Neymar e Ganso poderiam ter sido o diferencial que Dunga não conseguiu ter para virar o chip diante de uma Holanda que nem era tão forte assim, mas jogou organizadamente e com mais sorte na partida decisiva. Triste é que o técnico tinha ainda a chance de uma substituição, mas acabou esquecendo e a Seleção voltou para, de novo de mãos vazias.
Podia ter sido bem diferente para o Brasil e para a dupla Neymar-Ganso, que se separou e nunca teve a chance de brilhar com a camisa do escrete.
A nostalgia como meio e incentivo para salvar carreiras
O veterano Fred, execrado pela torcida após a pífia participação na Seleção que disputou a Copa do Mundo de 2014, vive há uns bons cinco anos do nome que construiu na fase inicial da carreira, como artilheiro no Fluminense e Atlético-MG, principalmente.

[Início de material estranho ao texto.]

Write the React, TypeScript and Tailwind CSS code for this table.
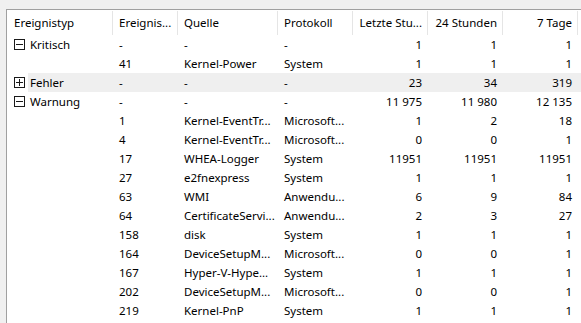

Aos 36 anos, acaba de deixar para trás um período decepcionante com a camisa do Cruzeiro, onde continuou ganhando muitíssimo bem (em torno de R$ 850 mil em carteira, fora a remuneração por direito de imagem) enquanto o time afundava miseravelmente.
Com a queda para a Segunda Divisão, o centroavante tratou de ir ao mercado buscar um novo refúgio, mas já se mostra disposto a reduzir sua pedida salarial. O alvo agora é o Fluminense, onde ele firmou nome junto à torcida no tempo em que ainda balançava as redes.
No Cruzeiro, era o campeão em ganhos salariais e o que menos jogava, atuando em média dois em cada cinco jogos durante a última temporada. Bicampeão pelo Flu (2010 e 2012), Fred sonha em reviver momentos grandiosos nas Laranjeiras, mas a torcida se mostra desconfiada com o pacote oferecido.
Com folha salarial de R$ 3,5 milhões mensais, o Flu vive às voltas com uma crise que se arrasta há quatro anos, mas, ainda assim, avalia a ideia de recontratar o veterano. Coisas do Brasil e de seu futebol que adora flertar (perigosamente) com a irresponsabilidade.